475 Government of India, Fifteenth, Sixteenth, Seventeenth, Eighteenth, and Nineteenth Periodic Reports to the Committee on the Elimination of Racial Discrimination, CERD/C/IND/19, paras. 134-55.

476 Ibid.

477 The NHRC has additionally recommended to the Central Government that it review its facilities like legal aid, implicitly concluding that Dalits are not necessarily the beneficiaries of such services, despite the fact that the vast majority of Dalits are poor. NHRC Report, Section IV, p. 27 (citing recommendations from National Commission on SCs and STs - A Report on the problem of Untouchability, January 1989).

478 Government of India, Fifteenth, Sixteenth, Seventeenth, Eighteenth, and Nineteenth Periodic Reports to the Committee on the Elimination of Racial Discrimination, CERD/C/IND/19, para. 156.
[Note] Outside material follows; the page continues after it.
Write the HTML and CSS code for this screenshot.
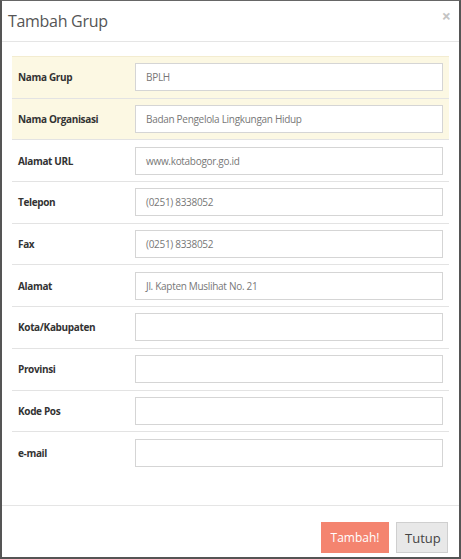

479 The Commission found that even if cases are properly registered under the Prevention of Atrocities Act, 1989 several states have failed to provide compensation to victims under the Act. Even though this scheme is sponsored by the Central Government, funding to states is conditional on the states’ ability to contribute 50 percent of the funding. Due to budgetary constraints and lack of political will, states do not contribute the required amount and thus, lose central funding. Consequentially, the NHRC has concluded that several states are not providing economic relief to victims of atrocities, as the funds spent in these states under the Prevention of Atrocities Act, 1989 bears no relationship to the number of atrocities taking place in the states. NHRC Report, Section IV, p. 50.

480 NCDHR Response to the Special Rapporteur’s Questionnaire, p. 25.